NBC "told me with the Olympics getting so large, it was difficult to get credentials for everyone," Smith-Taylor said. "And I'm sure it's the cost, too."
Still, you'd also think that NBC's $894 million rights fee payment surely would entitle the network to any credential it felt was necessary to get the job done. And with NBC announcing last week that ad sales already have exceeded the $1 billion mark, it's hard to believe that a few more broadcasters and technicians in China could possibly cut into NBC and parent company General Electric's handsome Olympic profits.

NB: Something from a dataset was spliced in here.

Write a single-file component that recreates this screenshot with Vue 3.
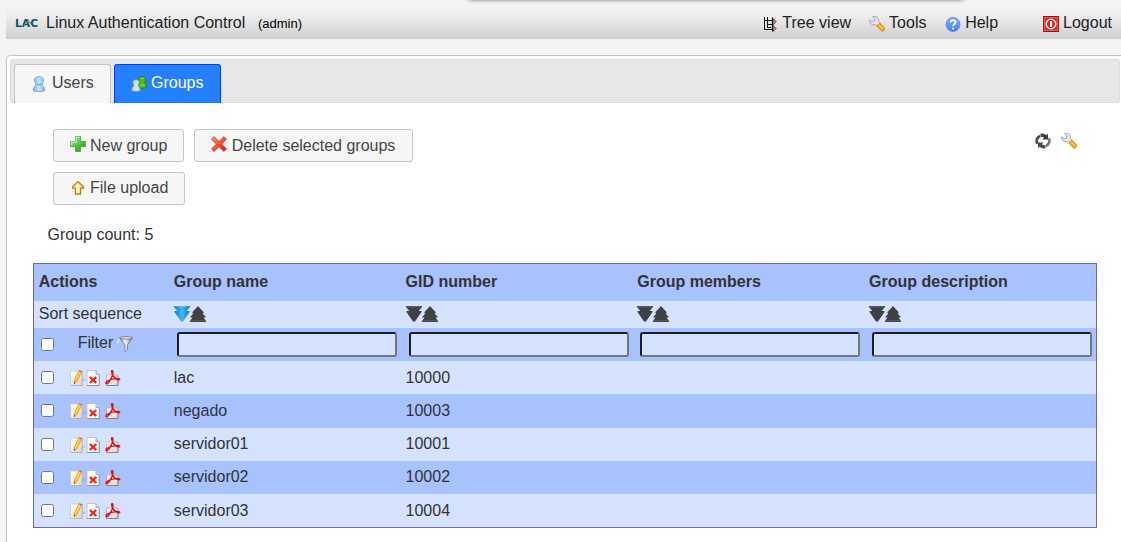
<script setup>
const menu = [
  { icon: 'tree', label: 'Tree view', cls: 'm-tree' },
  { icon: 'wrench', label: 'Tools', cls: 'm-tools' },
  { icon: 'help', label: 'Help', cls: 'm-help' },
  { icon: 'power', label: 'Logout', cls: 'm-logout' },
]
const columns = ['Group name', 'GID number', 'Group members', 'Group description']
const groups = [
  { name: 'lac', gid: 10000 },
  { name: 'negado', gid: 10003 },
  { name: 'servidor01', gid: 10001 },
  { name: 'servidor02', gid: 10002 },
  { name: 'servidor03', gid: 10004 },
]
</script>

<template>
  <div class="page">
    <svg class="defs" width="0" height="0">
      <defs>
        <linearGradient id="gBlue" x1="0" x2="1"><stop offset="0" stop-color="#78b2ee" /><stop offset=".5" stop-color="#c5e2ff" /><stop offset="1" stop-color="#81b7ee" /></linearGradient>
        <linearGradient id="gGreen" x1="0" y1="0" x2="1" y2="1"><stop offset="0" stop-color="#c5f1bd" /><stop offset=".45" stop-color="#5ecb50" /><stop offset="1" stop-color="#129410" /></linearGradient>
        <linearGradient id="gRed" x1="0" y1="0" x2="1" y2="1"><stop offset="0" stop-color="#ff9a80" /><stop offset="1" stop-color="#e81208" /></linearGradient>
        <linearGradient id="gHelp" x1="0" y1="0" x2="0" y2="1"><stop offset="0" stop-color="#86b1ff" /><stop offset="1" stop-color="#3b7cff" /></linearGradient>
        <linearGradient id="gSort" x1="0" x2="1"><stop offset="0" stop-color="#1478bd" /><stop offset=".5" stop-color="#42b5f8" /><stop offset="1" stop-color="#1677bc" /></linearGradient>
        <linearGradient id="gFunnel" x1="0" x2="1"><stop offset="0" stop-color="#85858f" /><stop offset=".45" stop-color="#f6f6f8" /><stop offset="1" stop-color="#6c6c78" /></linearGradient>
        <linearGradient id="gPaper" x1="0" y1="0" x2="1" y2="1"><stop offset="0" stop-color="#fff" /><stop offset="1" stop-color="#d5d5d2" /></linearGradient>
      </defs>
      <symbol id="tree" viewBox="0 0 16 16">
        <path d="M2.500 1v13M2 13.500h9M5.500 1v11M2.500 4.500h8M5.500 8.500h5M5 11.500h4" fill="none" stroke="#1a1a14" stroke-width="1" />
        <path d="M10.500 1.500v14" stroke="#111" stroke-width="1.200" />
        <path d="M11 2.500l3.500 3.200-3.500 3.300zM11 9.500l3.500 3-3.500 3z" fill="#b48672" stroke="#3e2a22" stroke-width=".5" />
      </symbol>
      <symbol id="wrench" viewBox="0 0 16 16">
        <path d="M.7 3.700L3.300 6 5.500 5 5.900 2.800 3.600.6C6.800-.5 10.300 1.600 9.600 5.300L11.300 7 8.200 10.200 6.200 8.700C3 9.500-.2 7 .7 3.700z" fill="#e3e4ee" stroke="#9496aa" stroke-width=".8" />
        <path d="M7.800 10l3-3 4.600 4.500c1.500 2-1.400 4.800-3.200 3.200z" fill="#ff9e0c" stroke="#c87511" stroke-width=".6" />
        <path d="M10 9l4 4" stroke="#ffd368" stroke-width="1.300" />
      </symbol>
      <symbol id="help" viewBox="0 0 16 16">
        <circle cx="8" cy="8.500" r="7" fill="url(#gHelp)" stroke="#568ced" stroke-width=".8" />
        <path d="M5.600 6.500C5.600 3.500 10.500 3.600 10.500 6.300c0 2-2.400 1.900-2.400 4" fill="none" stroke="#fff" stroke-width="1.700" />
        <circle cx="8.100" cy="12.600" r="1.050" fill="#fff" />
      </symbol>
      <symbol id="power" viewBox="0 0 16 16">
        <rect x=".5" y=".5" width="15" height="15" fill="#dc292a" stroke="#a30f12" />
        <rect x="1.500" y="1.500" width="13" height="13" fill="none" stroke="#ed7575" stroke-width=".7" />
        <circle cx="8" cy="8" r="4.700" fill="none" stroke="#fff" stroke-width="1.500" />
        <path d="M8 5v6" stroke="#fff" stroke-width="1.800" />
      </symbol>
      <symbol id="user" viewBox="0 0 16 16">
        <path d="M5.200 8C1.800 4.700 3.500.6 8 .6s6.200 4.100 2.800 7.400c.2 1.700 3 2.700 3 6 0 1.200-2.800 1.700-5.800 1.700s-5.800-.5-5.800-1.700c0-3.300 2.800-4.300 3-6z" fill="url(#gBlue)" stroke="#6d9fd4" stroke-width=".9" />
        <path d="M5.600 8.200q2.400 1.300 4.800 0" fill="none" stroke="#5a98d9" />
      </symbol>
      <symbol id="users" viewBox="0 0 16 16">
        <path d="M8.400 6C5.800 3 7.800.5 11 .5S16.200 3 13.800 6c.2 1.800 1.800 2.500 1.800 5 0 1.600-8.300 2-8.300 0 0-2.300 1-3.200 1.100-5z" fill="#4dbb10" stroke="#257b08" stroke-width=".9" />
        <path d="M10 2.500q2-1 2.500.5M9.500 9q2 1 4-.5" stroke="#9df250" fill="none" />
        <path d="M2.900 9C.5 6 2 3.700 4.900 3.700S9.500 6 7.300 9c.1 1.600 2 2.500 2 5 0 2-8.700 2-8.700 0 0-2.300 2.200-3.300 2.300-5z" fill="#c8e1f7" stroke="#5b91c3" stroke-width=".9" />
      </symbol>
      <symbol id="plus" viewBox="0 0 16 16">
        <path d="M5.500.5h5v5h5v5h-5v5h-5v-5h-5v-5h5z" fill="url(#gGreen)" stroke="#3dab36" stroke-width=".8" />
        <path d="M1.200 9V6.200h5v-5h3.400" fill="none" stroke="#d8f7d4" stroke-width=".8" />
      </symbol>
      <symbol id="cross" viewBox="0 0 16 16">
        <path d="M3 .7l5 4.900 5-4.900 2.400 2.500-4.800 4.900 4.800 4.800-2.400 2.500-5-4.900-5 4.900-2.400-2.500 4.800-4.800L.6 3.200z" fill="url(#gRed)" stroke="#c91c12" stroke-width=".8" />
      </symbol>
      <symbol id="upload" viewBox="0 0 16 16">
        <path d="M8 1.500l5.500 5.600v1H10.500v6h-5v-6h-3v-1z" fill="#fff1b1" stroke="#bd7900" stroke-width="1.200" />
        <path d="M7 5v8" stroke="#fffce4" />
      </symbol>
      <symbol id="refresh" viewBox="0 0 16 16">
        <path d="M2.300 10.800C.9 7.500 2.200 4.300 5 3" fill="none" stroke="#4a4a4a" stroke-width="2.800" />
        <path d="M13.700 5.200C15.100 8.500 13.800 11.700 11 13" fill="none" stroke="#777" stroke-width="2.800" />
        <path d="M5.500.5C8 .3 10 1 11.300 2.300L13 .8V6.500H7.500L9 4.700C8 3.900 6.700 3.500 5.500 3.700z" fill="#3f3f3f" />
        <path d="M10.500 15.500C8 15.700 6 15 4.700 13.700L3 15.200V9.500H8.500L7 11.300C8 12.100 9.300 12.500 10.500 12.300z" fill="#4a4a4a" />
      </symbol>
      <symbol id="down" viewBox="0 0 16 16">
        <path d="M0 0h16v1L13 4.500v.5H15.500v1L9 15.500H7L.5 6V5H3v-.5L0 1z" />
        <path d="M1 .8h14" stroke="#fff" stroke-opacity=".2" fill="none" />
      </symbol>
      <symbol id="up" viewBox="0 0 16 16">
        <path d="M8 0l5.500 6v1.500h-1L15.500 10.500v1H13.500L16 15v1H0v-1l2.500-3.500H.5v-1L3.500 7.500h-1V6z" />
        <path d="M1 14.800h14" stroke="#fff" stroke-opacity=".15" fill="none" />
      </symbol>
      <symbol id="funnel" viewBox="0 0 16 16">
        <path d="M.7 7.500C.5 5 1.500 3.500 3.500 2.500" fill="none" stroke="#e0e0e8" stroke-width="1.500" />
        <path d="M2.500 1.800h13L10.500 9v4.500L8 15.700V9z" fill="url(#gFunnel)" stroke="#74747e" stroke-width=".8" />
        <ellipse cx="9" cy="1.900" rx="6.600" ry="1.300" fill="#d9d9de" stroke="#777783" stroke-width=".8" />
      </symbol>
      <symbol id="edit" viewBox="0 0 16 16">
        <path d="M12 10l4-2-2 3-3 1z" fill="#7890bb" opacity=".45" />
        <rect x=".5" y="1" width="12" height="14.500" fill="url(#gPaper)" stroke="#c3c5c6" stroke-width=".7" />
        <path d="M12 1v14.500H.5" fill="none" stroke="#aaa" stroke-width=".7" />
        <path d="M4 10.500L8.600 1.100l3 1.200L7 11.600 4 14z" fill="#ffb21e" stroke="#d8931a" stroke-width=".5" />
        <path d="M5.500 10.500l4.300-8.800" stroke="#ffe177" />
        <path d="M8.600 1.100l1-.9 2.500 1-.5 1.100z" fill="#d85a43" /><path d="M4 12l1 .5L4 14z" fill="#333" />
      </symbol>
      <symbol id="remove" viewBox="0 0 16 16">
        <path d="M1 .5h9l3.300 4v11H1z" fill="#f9faf9" stroke="#b5bcc4" stroke-width=".8" />
        <path d="M10 .5v4h3.300" fill="#cfd6dc" stroke="#8e99a7" stroke-width=".7" /><path d="M13.300 5v10.500H1" fill="none" stroke="#777f87" stroke-width=".7" />
        <path d="M3.800 7l6.500 6M10.300 7l-6.500 6" stroke="#ee251c" stroke-width="2.300" />
      </symbol>
      <symbol id="pdf" viewBox="0 0 16 16">
        <path d="M1.500 5h11.500v10.500H1.500z" fill="url(#gPaper)" stroke="#c59a9a" stroke-width=".7" /><path d="M13 10v5.500H1.500" fill="none" stroke="#777" stroke-width=".8" />
        <path d="M6.200.6h1.300C8.600 3 7.600 5.800 6.200 8.400 4.800 11 3.200 13.800 1.500 13.800c-1.800-1 1.500-3.800 6-4.700 4-.8 7-.5 7.300.3-.7 1-4.500-.3-6.300-2.900C7 4.300 6.600 2.500 6.400.8" fill="none" stroke="#dd1015" stroke-width="1.400" />
      </symbol>
    </svg>

    <div class="popup-edge"></div>
    <header class="topbar">
      <svg class="logo" width="24" height="12" viewBox="0 0 24 12">
        <text x="0" y="10" textLength="23" lengthAdjust="spacingAndGlyphs">LAC</text>
        <path d="M8 9l6-6.500M12 2l4 5" />
      </svg>
      <span class="title">Linux Authentication Control</span>
      <span class="who">(admin)</span>
      <nav class="menu">
        <a v-for="m in menu" :key="m.label" :class="m.cls">
          <svg class="icon"><use :href="'#' + m.icon" /></svg><span>{{ m.label }}</span>
        </a>
      </nav>
    </header>

    <main class="panel">
      <div class="tabs">
        <div class="tab"><svg class="icon"><use href="#user" /></svg><span>Users</span></div>
        <div class="tab active"><svg class="icon"><use href="#users" /></svg><span>Groups</span></div>
      </div>

      <div class="toolbar">
        <div class="buttons">
          <button class="new"><svg class="icon"><use href="#plus" /></svg>New group</button>
          <button class="del"><svg class="icon"><use href="#cross" /></svg>Delete selected groups</button>
          <button class="upl"><svg class="icon"><use href="#upload" /></svg>File upload</button>
        </div>
        <div class="tools">
          <svg class="icon"><use href="#refresh" /></svg>
          <svg class="icon"><use href="#wrench" /></svg>
        </div>
      </div>

      <div class="count">Group count: 5</div>

      <div class="table">
        <div class="row head"><b>Actions</b><b v-for="c in columns" :key="c">{{ c }}</b></div>
        <div class="row sort">
          <span>Sort sequence</span>
          <span v-for="(c, i) in columns" :key="c" class="arrows">
            <svg class="icon" :class="{ on: i === 0 }"><use href="#down" /></svg><svg class="icon"><use href="#up" /></svg>
          </span>
        </div>
        <div class="row filter">
          <span class="actions"><input type="checkbox"><span class="flabel">Filter</span><svg class="icon"><use href="#funnel" /></svg></span>
          <span v-for="c in columns" :key="c" class="field"><input type="text"></span>
        </div>
        <div v-for="(g, i) in groups" :key="g.name" class="row data" :class="{ alt: i % 2 }">
          <span class="actions"><input type="checkbox"><svg class="icon"><use href="#edit" /></svg><svg class="icon"><use href="#remove" /></svg><svg class="icon pdf"><use href="#pdf" /></svg></span>
          <span>{{ g.name }}</span><span>{{ g.gid }}</span><span></span><span></span>
        </div>
      </div>
    </main>
  </div>
</template>

<style>
body { margin: 0; overflow: hidden; background: #f4f4f4; }
</style>

<style scoped>
* { box-sizing: border-box; }
.page { position: relative; width: 1121px; height: 542px; overflow: hidden; padding: 5px 0 0 6px; background: #f4f4f4; color: #333; font: 16px/20px "Liberation Sans", Arial, sans-serif; }
.defs { position: absolute; }
.icon { width: 16px; height: 16px; flex: none; display: block; }
.popup-edge { position: absolute; left: 468px; top: -10px; width: 496px; height: 10px; border-radius: 4px; box-shadow: 0 0 4px rgba(0, 0, 0, .5); }
.topbar { display: flex; align-items: center; height: 34px; padding: 1px 9px 0 9px; background: linear-gradient(#f4f4f4, #ececec 35%, #cfcfcf); color: #222; }
.logo { flex: none; margin-right: 7px; }
.logo text { font: bold 10px "DejaVu Sans", sans-serif; fill: #164b66; }
.logo path { fill: none; stroke: #3d9b62; stroke-width: 1; }
.title { white-space: nowrap; }
.who { margin: 2px 0 0 12.7px; font-size: 13px; color: #000; }
.menu { display: flex; margin-left: auto; }
.menu a { display: flex; align-items: center; gap: 4px; white-space: nowrap; }
.menu .icon { margin-top: 2px; }
.m-tools { margin-left: 18px; }
.m-help { margin-left: 18.7px; }
.m-logout { margin-left: 45px; }
.panel { height: 500px; width: 1120px; margin-top: 16px; border: 1px solid #c3c3c3; border-radius: 4px; background: #fff; padding: 3px; }
.tabs { display: flex; align-items: flex-end; gap: 3px; width: 1110px; height: 44px; padding: 0 3px; border: 1px solid #dcdcdc; border-radius: 3px; background: #e7e7e7; }
.tab { display: flex; gap: 5px; height: 39px; width: 97px; padding: 8px 0 0 16px; margin-bottom: -1px; border: 1px solid #c3c3c3; border-bottom: 0; border-radius: 3px 3px 0 0; background: #f6f6f6; color: #454545; }
.tab .icon { margin-top: 3px; }
.tab.active { width: 107px; gap: 4px; border-color: #003eff; background: #2480ff; color: #fff; }
.toolbar { display: flex; justify-content: space-between; padding: 26px 38px 0 43px; }
.buttons { display: flex; flex-wrap: wrap; gap: 10px; width: 400px; }
button { display: flex; align-items: center; gap: 4px; height: 33px; padding: 0 0 0 16px; border: 1px solid #c5c5c5; border-radius: 3px; background: #f6f6f6; color: #454545; font: inherit; white-space: nowrap; }
button .icon { margin-top: -3px; }
.new { width: 131px; }
.del { width: 219px; gap: 4.7px; }
.upl { width: 132px; padding-bottom: 2px; }
.upl .icon { margin-top: 0; }
.tools { display: flex; gap: 10px; padding: 4px 7px 0 0; }
.count { margin: 20px 0 0 37.500px; }
.table { width: 1064px; margin: 18px 0 0 23px; border: 1px solid #6a64c4; }
.row { display: grid; grid-template-columns: 135px repeat(4, 231.75px); align-items: center; height: 33.25px; background: #a8c1ff; }
.row > * { padding-left: 4.8px; }
.head { height: 37px; padding-bottom: 2px; }
.sort { height: 27px; background: #d5e2ff; padding-bottom: 1px; }
.filter { height: 33px; }
.data { background: #d5e2ff; }
.data.alt { background: #a8c1ff; }
.arrows { display: flex; fill: #3e4043; }
.arrows .on { fill: url(#gSort); }
.actions { display: flex; align-items: center; }
.row > .actions { padding-left: 7px; }
.actions input { margin: 0; width: 13px; height: 13px; flex: none; }
.data .actions .icon { margin-top: 1px; }
.data .actions > input { margin-right: 16px; }
.data .actions .pdf { margin-left: 3px; }
.filter .actions > input { margin-right: 23.7px; }
.flabel { margin-top: -4px; margin-right: 4px; }
.filter .actions .icon { margin-top: -2px; }
.row > .field { padding-left: 7.8px; }
.field input { display: block; width: 220px; height: 25px; padding: 0; border: 2px solid; border-color: #1e1e1e #767676 #767676 #1e1e1e; border-radius: 3px; background: #d5e2ff; }
</style>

Not having all those broadcasters on site actually smacks of cheating viewers who are actually seeing the same pictures from the world feed the broadcasters are talking over in New York. It's roughly akin to a sports columnist writing about a Redskins road game from his living room, a practice that is generally frowned up in the print media, though sadly, it now also happens far too often as newspapers keep slicing bodies and travel budgets.
NBC's far away announcers also are hamstrung by not being able to do any interviews with the athletes from New York. Essentially, they're at the mercy of a world feed that goes out to every country around the world, and certainly is not American-centric, another shortcoming.
Smith-Taylor wanted no part of even suggesting viewers are not getting NBC's best shot with the events being handled from 30 Rock. Many of those sports being covered from New York have never gotten much or any play on NBC's prime time or weekend network coverage, she pointed out. And now they're getting more television exposure than ever before, even if the announcers aren't there up close and personal.
"I was hugely disappointed not to go," Smith-Taylor said. "But I'm not a professional broadcaster. I love the sport, I love being able to share the information I have and I really love being involved in the whole Olympic movement. I'm very happy to be a part of it, even if we're not there."